- **Stated goal**
Your copy of the material must match it exactly, except that pictures are dropped.

- **Given information**
__________________________________________________

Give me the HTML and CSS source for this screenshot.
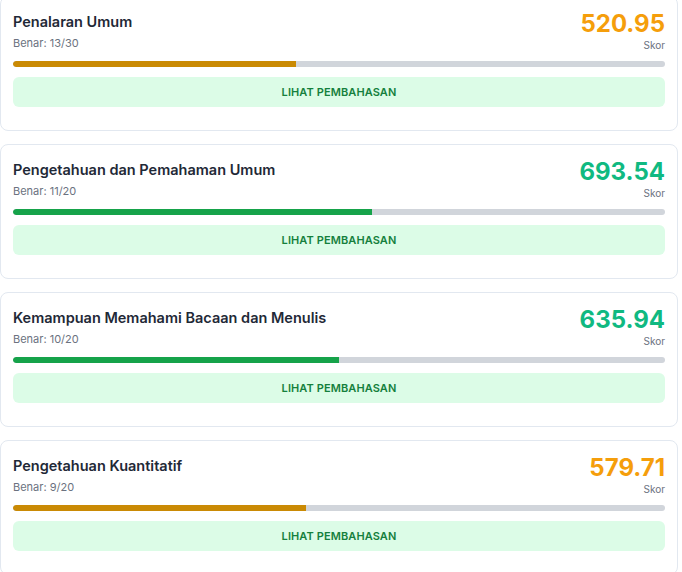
FILE: index.html
```html
<!DOCTYPE html>
<html lang="id">
<head>
<meta charset="utf-8">
<title>Hasil Subtes</title>
<link rel="stylesheet" href="styles.css">
</head>
<body>
<div class="list">
  <section class="card">
    <div class="head">
      <div class="info">
        <h3 class="title">Penalaran Umum</h3>
        <p class="meta">Benar: 13/30</p>
      </div>
      <div class="score">
        <span class="value mid">520.95</span>
        <span class="label">Skor</span>
      </div>
    </div>
    <div class="track"><div class="fill mid" style="width:43.33%"></div></div>
    <button class="btn">LIHAT PEMBAHASAN</button>
  </section>

  <section class="card">
    <div class="head">
      <div class="info">
        <h3 class="title">Pengetahuan dan Pemahaman Umum</h3>
        <p class="meta">Benar: 11/20</p>
      </div>
      <div class="score">
        <span class="value good">693.54</span>
        <span class="label">Skor</span>
      </div>
    </div>
    <div class="track"><div class="fill good" style="width:55%"></div></div>
    <button class="btn">LIHAT PEMBAHASAN</button>
  </section>

  <section class="card">
    <div class="head">
      <div class="info">
        <h3 class="title">Kemampuan Memahami Bacaan dan Menulis</h3>
        <p class="meta">Benar: 10/20</p>
      </div>
      <div class="score">
        <span class="value good">635.94</span>
        <span class="label">Skor</span>
      </div>
    </div>
    <div class="track"><div class="fill good" style="width:50%"></div></div>
    <button class="btn">LIHAT PEMBAHASAN</button>
  </section>

  <section class="card">
    <div class="head">
      <div class="info">
        <h3 class="title">Pengetahuan Kuantitatif</h3>
        <p class="meta">Benar: 9/20</p>
      </div>
      <div class="score">
        <span class="value mid">579.71</span>
        <span class="label">Skor</span>
      </div>
    </div>
    <div class="track"><div class="fill mid" style="width:45%"></div></div>
    <button class="btn">LIHAT PEMBAHASAN</button>
  </section>
</div>
</body>
</html>
```

FILE: styles.css
```css
* { box-sizing: border-box; }

html, body {
  margin: 0;
  padding: 0;
  background: #ffffff;
  font-family: Inter, "Noto Sans", "Liberation Sans", sans-serif;
  color: #1f2937;
}

.list {
  width: 678px;
  margin-top: -4px;
  display: flex;
  flex-direction: column;
  gap: 13px;
}

.card {
  border: 1px solid #e2e8f0;
  border-radius: 8px;
  padding: 12px 12px 23px 12px;
  background: #fff;
}

.head {
  display: flex;
  justify-content: space-between;
  align-items: flex-start;
}

.title {
  margin: 0;
  padding-top: 2px;
  font-size: 14.5px;
  line-height: 22px;
  font-weight: 600;
  color: #1f2937;
}

.meta {
  margin: 2px 0 0 0;
  font-size: 11px;
  line-height: 16px;
  color: #6b7280;
}

.score {
  display: flex;
  flex-direction: column;
  align-items: flex-end;
}

.value {
  font-size: 24px;
  line-height: 30px;
  font-weight: 700;
}

.value.mid { color: #f59e0b; }
.value.good { color: #10b981; }

.label {
  font-size: 10px;
  line-height: 12px;
  color: #6b7280;
}

.track {
  margin-top: 10px;
  height: 6px;
  border-radius: 3px;
  background: #d1d5db;
  overflow: hidden;
}

.fill { height: 100%; border-radius: 3px 0 0 3px; }
.fill.mid { background: #ca8a04; }
.fill.good { background: #16a34a; }

.btn {
  display: block;
  width: 100%;
  margin-top: 10px;
  height: 30px;
  border: 0;
  border-radius: 6px;
  background: #dcfce7;
  color: #15803d;
  font-family: inherit;
  font-size: 11px;
  font-weight: 600;
  letter-spacing: 0.1px;
}
```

__________________________________________________

- **Output for this exercise**
Give me the HTML and CSS source for this screenshot.
FILE: index.html
```html
<!DOCTYPE html>
<html lang="id">
<head>
<meta charset="utf-8">
<title>Hasil Subtes</title>
<link rel="stylesheet" href="styles.css">
</head>
<body>
<div class="list">
  <section class="card">
    <div class="head">
      <div class="info">
        <h3 class="title">Penalaran Umum</h3>
        <p class="meta">Benar: 13/30</p>
      </div>
      <div class="score">
        <span class="value mid">520.95</span>
        <span class="label">Skor</span>
      </div>
    </div>
    <div class="track"><div class="fill mid" style="width:43.33%"></div></div>
    <button class="btn">LIHAT PEMBAHASAN</button>
  </section>

  <section class="card">
    <div class="head">
      <div class="info">
        <h3 class="title">Pengetahuan dan Pemahaman Umum</h3>
        <p class="meta">Benar: 11/20</p>
      </div>
      <div class="score">
        <span class="value good">693.54</span>
        <span class="label">Skor</span>
      </div>
    </div>
    <div class="track"><div class="fill good" style="width:55%"></div></div>
    <button class="btn">LIHAT PEMBAHASAN</button>
  </section>

  <section class="card">
    <div class="head">
      <div class="info">
        <h3 class="title">Kemampuan Memahami Bacaan dan Menulis</h3>
        <p class="meta">Benar: 10/20</p>
      </div>
      <div class="score">
        <span class="value good">635.94</span>
        <span class="label">Skor</span>
      </div>
    </div>
    <div class="track"><div class="fill good" style="width:50%"></div></div>
    <button class="btn">LIHAT PEMBAHASAN</button>
  </section>

  <section class="card">
    <div class="head">
      <div class="info">
        <h3 class="title">Pengetahuan Kuantitatif</h3>
        <p class="meta">Benar: 9/20</p>
      </div>
      <div class="score">
        <span class="value mid">579.71</span>
        <span class="label">Skor</span>
      </div>
    </div>
    <div class="track"><div class="fill mid" style="width:45%"></div></div>
    <button class="btn">LIHAT PEMBAHASAN</button>
  </section>
</div>
</body>
</html>
```

FILE: styles.css
```css
* { box-sizing: border-box; }

html, body {
  margin: 0;
  padding: 0;
  background: #ffffff;
  font-family: Inter, "Noto Sans", "Liberation Sans", sans-serif;
  color: #1f2937;
}

.list {
  width: 678px;
  margin-top: -4px;
  display: flex;
  flex-direction: column;
  gap: 13px;
}

.card {
  border: 1px solid #e2e8f0;
  border-radius: 8px;
  padding: 12px 12px 23px 12px;
  background: #fff;
}

.head {
  display: flex;
  justify-content: space-between;
  align-items: flex-start;
}

.title {
  margin: 0;
  padding-top: 2px;
  font-size: 14.5px;
  line-height: 22px;
  font-weight: 600;
  color: #1f2937;
}

.meta {
  margin: 2px 0 0 0;
  font-size: 11px;
  line-height: 16px;
  color: #6b7280;
}

.score {
  display: flex;
  flex-direction: column;
  align-items: flex-end;
}

.value {
  font-size: 24px;
  line-height: 30px;
  font-weight: 700;
}

.value.mid { color: #f59e0b; }
.value.good { color: #10b981; }

.label {
  font-size: 10px;
  line-height: 12px;
  color: #6b7280;
}

.track {
  margin-top: 10px;
  height: 6px;
  border-radius: 3px;
  background: #d1d5db;
  overflow: hidden;
}

.fill { height: 100%; border-radius: 3px 0 0 3px; }
.fill.mid { background: #ca8a04; }
.fill.good { background: #16a34a; }

.btn {
  display: block;
  width: 100%;
  margin-top: 10px;
  height: 30px;
  border: 0;
  border-radius: 6px;
  background: #dcfce7;
  color: #15803d;
  font-family: inherit;
  font-size: 11px;
  font-weight: 600;
  letter-spacing: 0.1px;
}
```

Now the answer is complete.